Generate the following code:
bc.pushi PC // compute the next instruction byte offset after the
bc.pushi 6+2*n+x+1 // call. add the current instruction (PC)+8
/ non-arg push instructions + 2*n arg push
/ instructions +x positions taken by the arg values
/ and (flabel) value pushed
/ + 1 to skip past the last position to the
/ next instruction after the call.
/ 8+n+x+1 can be determined at compile time,
/ and the resulting integer variable pushed
/ note that n may be zero. Note the extra space for
/ the return argument varr which sits in the old stack
/ frame immediately before the arguments are pushed
bc.add
bc.pushi (var0)
bc.pushv<type> // push the arguments (n pushes)
bc.pushi (var1)
bc.pushv<type>
. . .
bc.pushi (varn-1)
bc.pushi (flabel)
bc.pushi n+1
bc.call
callr cnt varr vara 0 vara2 … varan-1 flabel: jump to the subroutine specified by flabel, i.e., jump to the
offset that is in the symbol table for the label. cnt is the number of arguments passed to the subroutine,
and is an integer. Space is reserved on the stack to hold the return value. After the call returns, the
value in this stack location is moved to varr. The address of the next instruction after the call is pushed
onto the stack. NOTE: varr must the same type for all calls and the type is set by the first call.
compiler actions: Generate the following code:
If flabel is not in the symbol table, add it. You will not be able to add the location of flabel yet. Add
the argument count, cnt, to the symbol table. If flabel is in the symbol table check that cnt is the same
as the cnt in the symbol table. If not, print an error and terminate the compiler.
bc.pushi PC // compute the next instruction byte offset after the
bc.pushi 8+2*n+x+1 // call. Add the current instruction (PC)+8
/ non-arg push instructions + 2*n arg push
/ instructions +x positions taken by the arg values
/ and (flabel) value pushed
/ + 1 to skip past the last position to the
/ next instruction after the call.
/ 8+n+x+1 can be determined at compile time,
/ and the resulting integer variable pushed
/ note that n may be zero. Note the extra space for
/ the return argument varr which sits in the old stack
/ frame immediately before the arguments are pushed
bc.add
// compute the stack depth added by arguments,
// (flabel) (n args + 1 for (flabel)
bc.pushi (var0)
bc.pushv<type> // push the arguments (n pushes)
bc.pushi (var1)
bc.pushv<type>
. . .
bc.pushi (varn-1)
bc.pushv<type>
bc.pushi (flabel)
bc.pushi n+1 // compute the stack depth added by arguments
bc.call
pushi (varr)
bc.popv
push<type> val: push the val onto the stack. <type> specifies the type, either an s, i or f for short, int
and float, respectively. The type of the operand to be pushed is inferred from the format of val.

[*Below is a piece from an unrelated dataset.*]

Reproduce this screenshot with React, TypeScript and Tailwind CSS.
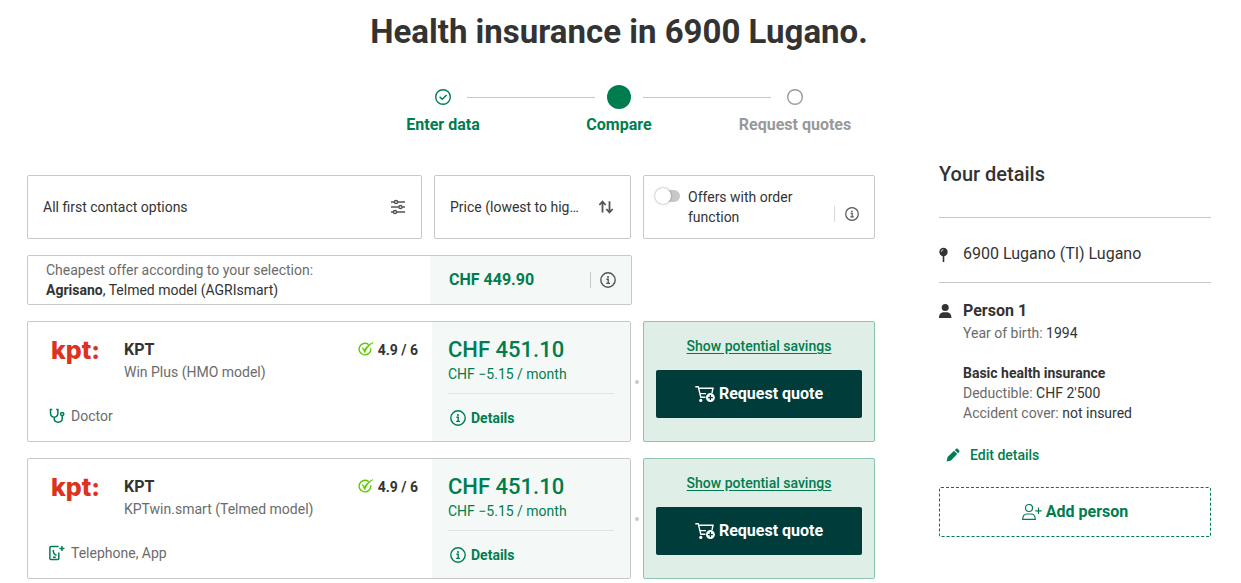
import React from "react";

type IconProps = { className?: string };

function InfoIcon({ className = "size-4" }: IconProps) {
  return (
    <svg viewBox="0 0 16 16" className={className} fill="none" stroke="currentColor" aria-hidden="true">
      <circle cx="8" cy="8" r="7.2" strokeWidth="1.4" />
      <path d="M6.4 7.3H8.2V11.3M6.2 11.4H10" strokeWidth="1.4" />
      <circle cx="8" cy="4.9" r="1" fill="currentColor" stroke="none" />
    </svg>
  );
}

function SlidersIcon() {
  return (
    <svg viewBox="0 0 16 16" className="size-4 shrink-0" fill="none" stroke="currentColor" strokeWidth="1.5" aria-hidden="true">
      <path d="M1 3H4.3M7.7 3H15M1 8H8.8M12.2 8H15M1 13H3.3M6.7 13H15" />
      <circle cx="6" cy="3" r="1.6" />
      <circle cx="10.5" cy="8" r="1.6" />
      <circle cx="5" cy="13" r="1.6" />
    </svg>
  );
}

function SortIcon() {
  return (
    <svg viewBox="0 0 16 16" className="size-4 shrink-0" fill="none" stroke="currentColor" strokeWidth="1.8" aria-hidden="true">
      <path d="M4.5 13.5V2.8M1.3 6L4.5 2.6L7.7 6M11.5 2.2V13M8.3 10L11.5 13.4L14.7 10" />
    </svg>
  );
}

function StethoscopeIcon() {
  return (
    <svg viewBox="0 0 16 16" className="size-4 shrink-0" fill="none" stroke="currentColor" strokeWidth="1.5" aria-hidden="true">
      <path d="M3.2 1.4H1.5V4.8C1.5 7.6 3 9.2 5.2 9.2S8.9 7.6 8.9 4.8V1.4H7.2M5.2 9.2V10.6C5.2 13 6.6 14.2 9.2 14.2S13.2 13 13.2 10.6V7.8" />
      <circle cx="13.2" cy="6" r="1.6" />
    </svg>
  );
}

function PhoneAppIcon() {
  return (
    <svg viewBox="0 0 16 16" className="size-4 shrink-0" fill="none" stroke="currentColor" strokeWidth="1.5" aria-hidden="true">
      <path d="M9.6 1.5H1.9C1.3 1.5 0.9 1.9 0.9 2.5V13.5C0.9 14.1 1.3 14.5 1.9 14.5H8.8C9.4 14.5 9.8 14.1 9.8 13.5V7.5M12.9 1V6M10.4 3.5H15.4" />
      <path d="M4.4 4.8C4.1 7.2 5.4 9.6 7.6 10.2M4 12.2H6.8" />
    </svg>
  );
}

function RatingIcon() {
  return (
    <svg viewBox="0 0 16 16" className="size-4 shrink-0" fill="none" stroke="#5fc800" aria-hidden="true">
      <path d="M10.6 2.6A5.8 5.8 0 1 0 12.7 6.4" strokeWidth="1.4" />
      <path d="M4.2 5.6L6.8 10.8C8.4 6.6 11 3 15 0.6C11 2.2 8.6 4.6 6.7 7.4Z" fill="#5fc800" strokeWidth="0.7" />
    </svg>
  );
}

function CartPlusIcon() {
  return (
    <svg viewBox="0 0 20 18" className="h-[18px] w-5 shrink-0" fill="none" stroke="currentColor" strokeWidth="1.4" aria-hidden="true">
      <path d="M0.3 1.7H3.2L5.8 12.2H10.4M3.7 3.2H18L17 8M5 8.6H11" />
      <circle cx="5.8" cy="15.4" r="1.6" fill="currentColor" stroke="none" />
      <circle cx="15.4" cy="12.6" r="4.5" fill="currentColor" stroke="none" />
      <path d="M15.4 10.1V15.1M12.9 12.6H17.9" stroke="#003c3a" strokeWidth="1.3" />
    </svg>
  );
}

function PinIcon() {
  return (
    <svg viewBox="0 0 10 16" className="mt-[2px] h-4 w-[10px] shrink-0" aria-hidden="true">
      <circle cx="4.5" cy="5" r="4.2" fill="currentColor" />
      <path d="M3.7 9H5.3V15H3.7Z" fill="currentColor" />
      <path d="M2.3 4.8A2.2 2.2 0 0 1 4.4 2.7" fill="none" stroke="#fff" strokeWidth="0.8" />
    </svg>
  );
}

function PersonIcon() {
  return (
    <svg viewBox="0 0 14 16" className="mt-1 h-4 w-[14px] shrink-0" fill="currentColor" aria-hidden="true">
      <circle cx="6.2" cy="4.6" r="3.5" />
      <path d="M0 15C-0.2 11.4 1.8 9.4 4 9.2H8.4C10.6 9.4 12.6 11.4 12.4 15Z" />
    </svg>
  );
}

function PencilIcon() {
  return (
    <svg viewBox="0 0 14 14" className="size-[14px] shrink-0" fill="currentColor" aria-hidden="true">
      <path d="M0.6 13.4L1.6 9L8 2.8L11.2 6L5 12.4ZM8.8 2L10.3 0.7C10.8 0.4 11.2 0.4 11.6 0.8L13.2 2.4C13.6 2.8 13.6 3.2 13.3 3.7L12 5.2Z" />
    </svg>
  );
}

function AddPersonIcon() {
  return (
    <svg viewBox="0 0 20 16" className="h-4 w-5 shrink-0" fill="none" stroke="currentColor" strokeWidth="1.2" aria-hidden="true">
      <circle cx="7" cy="4" r="3.5" />
      <path d="M0.7 15.4C0.7 11.6 2.6 10 5 10H9C11.4 10 13.3 11.6 13.3 15.4Z" />
      <path d="M16.5 3.6V10M13.3 6.8H19.7" />
    </svg>
  );
}

function Steps() {
  return (
    <ol className="mx-auto mt-[33px] flex text-base leading-6 font-bold">
      <li className="flex w-44 flex-col items-center text-[#007d4f]">
        <span className="flex h-6 items-center">
          <svg viewBox="0 0 16 16" className="size-4" fill="none" stroke="currentColor" aria-hidden="true">
            <circle cx="8" cy="8" r="7.3" strokeWidth="1.4" />
            <path d="M4.6 7.8L7.2 10.2L11.6 6" strokeWidth="1.5" />
          </svg>
        </span>
        <a href="#data" className="mt-1">Enter data</a>
      </li>
      <li className="flex w-44 flex-col items-center text-[#007d4f]">
        <span className="flex h-6 items-center gap-3">
          <span className="h-px w-32 bg-[#c8c8c8]" />
          <span className="size-6 shrink-0 rounded-full bg-current" />
          <span className="h-px w-32 bg-[#c8c8c8]" />
        </span>
        <span className="mt-1" aria-current="step">Compare</span>
      </li>
      <li className="flex w-44 flex-col items-center text-[#999]">
        <span className="flex h-6 items-center">
          <svg viewBox="0 0 16 16" className="size-4" fill="none" stroke="currentColor" aria-hidden="true">
            <circle cx="8" cy="8" r="7.3" strokeWidth="1.4" />
          </svg>
        </span>
        <span className="mt-1">Request quotes</span>
      </li>
    </ol>
  );
}

const cardBorder = "rounded-[2px] border border-[#c8c8c8]";

function Filters() {
  return (
    <div className="flex gap-3 leading-5">
      <button type="button" className={`flex h-16 flex-1 items-center justify-between px-[15px] ${cardBorder}`}>
        All first contact options
        <span className="flex text-[#555]"><SlidersIcon /></span>
      </button>
      <button type="button" className={`flex h-16 w-[197px] items-center justify-between pr-4 pl-[15px] ${cardBorder}`}>
        Price (lowest to hig…
        <span className="flex text-[#555]"><SortIcon /></span>
      </button>
      <div className={`flex h-16 w-[232px] px-3 py-[11px] ${cardBorder}`}>
        <label className="flex flex-1 gap-2">
          <input type="checkbox" role="switch" className="peer sr-only" />
          <span className="mt-[3px] flex h-3 w-6 shrink-0 items-center rounded-full bg-[#c8c8c8] peer-checked:justify-end">
            <span className="-ml-px size-4 shrink-0 rounded-full bg-white shadow-[0_0_2px_rgba(0,0,0,0.5)]" />
          </span>
          <span className="w-28">Offers with order function</span>
        </label>
        <span className="mt-[19px] flex h-4 items-center border-l border-[#d8d8d8] pr-[3px] pl-[10px] text-[#555]">
          <button type="button" aria-label="About the order function"><InfoIcon className="size-[14px]" /></button>
        </span>
      </div>
    </div>
  );
}

function CheapestOffer() {
  return (
    <div className={`mr-[243px] flex h-[50px] overflow-hidden leading-5 ${cardBorder}`}>
      <p className="flex-1 pt-1 pl-[18px]">
        <span className="block text-[#6b6b6b]">Cheapest offer according to your selection:</span>
        <strong>Agrisano</strong>, Telmed model (AGRIsmart)
      </p>
      <div className="flex w-[201px] items-center bg-[#f4f9f7] pr-[15px] pl-[19px]">
        <strong className="flex-1 text-base text-[#007d4f]">CHF 449.90</strong>
        <span className="flex h-4 items-center border-l border-[#c8c8c8] pl-[9px] text-[#555]">
          <button type="button" aria-label="About the cheapest offer"><InfoIcon /></button>
        </span>
      </div>
    </div>
  );
}

type Offer = { model: string; contact: string; icon: React.ReactNode };

const offers: Offer[] = [
  { model: "Win Plus (HMO model)", contact: "Doctor", icon: <StethoscopeIcon /> },
  { model: "KPTwin.smart (Telmed model)", contact: "Telephone, App", icon: <PhoneAppIcon /> },
];

function OfferCard({ offer }: { offer: Offer }) {
  return (
    <article className="flex h-[121px] items-center">
      <div className={`flex h-full flex-1 overflow-hidden ${cardBorder}`}>
        <div className="flex flex-1 flex-col justify-between pt-4 pr-[14px] pb-[15px] pl-[21px]">
          <div className="flex">
            <div className="w-[75px] pl-[2px] font-['Inter',sans-serif] text-[25px] leading-6 font-extrabold text-[#dc3220]">kpt:</div>
            <div className="flex-1">
              <h2 className="text-base leading-6 font-bold">KPT</h2>
              <p className="leading-5 text-[#6b6b6b]">{offer.model}</p>
            </div>
            <div className="flex h-6 items-center gap-1 font-bold">
              <RatingIcon />
              4.9 / 6
            </div>
          </div>
          <div className="flex items-center gap-[6px] leading-5 text-[#6b6b6b]">
            <span className="flex text-[#007d4f]">{offer.icon}</span>
            {offer.contact}
          </div>
        </div>
        <div className="w-[198px] bg-[#f4f9f7] px-4 pt-[14px] text-[#007d4f]">
          <div className="text-[22px] leading-7 font-medium">CHF 451.10</div>
          <div className="leading-5">CHF −5.15 / month</div>
          <hr className="mt-[9px] border-[#dfe5e3]" />
          <a href="#details" className="mt-[14px] flex items-center gap-[5px] pl-[2px] leading-5 font-bold">
            <InfoIcon />
            Details
          </a>
        </div>
      </div>
      <span className="flex w-3 justify-center"><span className="size-1 rounded-full bg-[#c8c8c8]" /></span>
      <div className="flex h-full w-[232px] flex-col items-center rounded-[2px] border border-[#8cc5ab] bg-[#e0eee8] px-3 pt-[14px]">
        <a href="#savings" className="leading-5 font-medium text-[#007d4f] underline underline-offset-2">Show potential savings</a>
        <button type="button" className="mt-[14px] flex h-12 w-full items-center justify-center gap-1 rounded-[2px] bg-[#003c3a] text-base font-bold text-white">
          <CartPlusIcon />
          Request quote
        </button>
      </div>
    </article>
  );
}

function Details() {
  return (
    <aside className="w-[272px] shrink-0">
      <h2 className="-mt-[15px] text-xl leading-7 font-medium">Your details</h2>
      <div className="mt-[29px] flex h-[66px] items-center gap-[14px] border-y border-[#c8c8c8] pt-2 text-base">
        <PinIcon />
        6900 Lugano (TI) Lugano
      </div>
      <div className="mt-4 flex gap-[10px] leading-5">
        <PersonIcon />
        <div>
          <h3 className="text-base leading-6 font-bold">Person 1</h3>
          <p><span className="text-[#6b6b6b]">Year of birth:</span> 1994</p>
          <h4 className="mt-5 font-bold">Basic health insurance</h4>
          <p><span className="text-[#6b6b6b]">Deductible:</span> CHF 2'500</p>
          <p><span className="text-[#6b6b6b]">Accident cover:</span> not insured</p>
        </div>
      </div>
      <a href="#edit" className="mt-[22px] ml-[7px] flex items-center gap-[10px] leading-5 font-medium text-[#007d4f]">
        <PencilIcon />
        Edit details
      </a>
      <button type="button" className="mt-[22px] flex h-[50px] w-full items-center justify-center gap-1 rounded-[2px] border border-dashed border-[#007d4f] text-base font-bold text-[#007d4f]">
        <AddPersonIcon />
        Add person
      </button>
    </aside>
  );
}

export default function App() {
  return (
    <div className="bg-white pt-3 pr-[30px] pb-1 pl-[27px] font-['Roboto',sans-serif] text-sm text-[#333]">
      <header className="flex flex-col">
        <h1 className="text-center text-[33px] leading-10 font-bold">Health insurance in 6900 Lugano.</h1>
        <Steps />
      </header>
      <div className="mt-[38px] flex items-start gap-16">
        <main className="flex min-w-0 flex-1 flex-col gap-4">
          <Filters />
          <CheapestOffer />
          {offers.map((offer) => (
            <OfferCard key={offer.model} offer={offer} />
          ))}
        </main>
        <Details />
      </div>
    </div>
  );
}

compiler actions: Generate the following code:
bc.push<type> val
push<type> var: push the value of the variable whose name is given by var onto the stack. <type>
specifies the type, either an s, i or f for short, int and float, respectively. The type of the operand to be
pushed is inferred from the type of the variable.
compiler actions: Generate the following code:
bc.pushs<type> (var)
popm val: pop the top entry val entries from the stack. The values in the stack are lost. val will be an
integer.
compiler actions: Generate the following code:
bc.pushi val
bc.popm
popv var: pop the current top of the stack and put the value into the variable var.
compiler actions: Generate the following code:
pushi (var)
bc.popv
peek var val: var = stack[sp+val]. The types of the stack entry and the variable var must be the same.
sp+val should be a valid stack entry. The primary use is to examine arguments. If there are n
arguments then peek var, k-n get’s the value of the kth argument. val is typically negative compiler
actions: Generate the following code:
pushi (var)
pushi val
bc.peek<type>
poke val var: stack[sp+val] = var. The types of the stack entry and the variable var must be the same.
sp+val should be a valid stack entry. The primary use is to change the value of arguments. compiler
actions: Generate the following code:
pushi (var)
pushi val
bc.poke<type>
swp: Swap top two stack elements, i.e., t = stack[sp]; stack[sp] = stack[sp-1]; stack[sp-1] = t.
compiler actions: Generate the following code:
bc.swp
add: add the top two elements of the stack and push the result onto the stack. The stack depth
decreases by one at the end of this operation.
compiler actions: Generate the following code:
bc.add
sub: subtract the top two elements of the stack and push the result onto the stack. Thus, if t is a
pointer to the top of the stack, the result of this is *t = *(t-1) - *t. The stack depth decreases by one at
the end of this operation.
compiler actions: Generate the following code:
bc.sub
mul: multiply operand op1 and op2, and push the value onto the stack. he stack depth decreases by one
at the end of this operation.
compiler actions: Generate the following code:
bc.mul
div: Divide the top two elements of the stack and push the result onto the stack. Thus, if t is a pointer
to the top of the stack, the result of this is *t = *(t-1) / *t. The stack depth decreases by one at the end
of this operation.
compiler actions: Generate the following code:
bc.div
Opcode values and meanings are found in the interpreter document.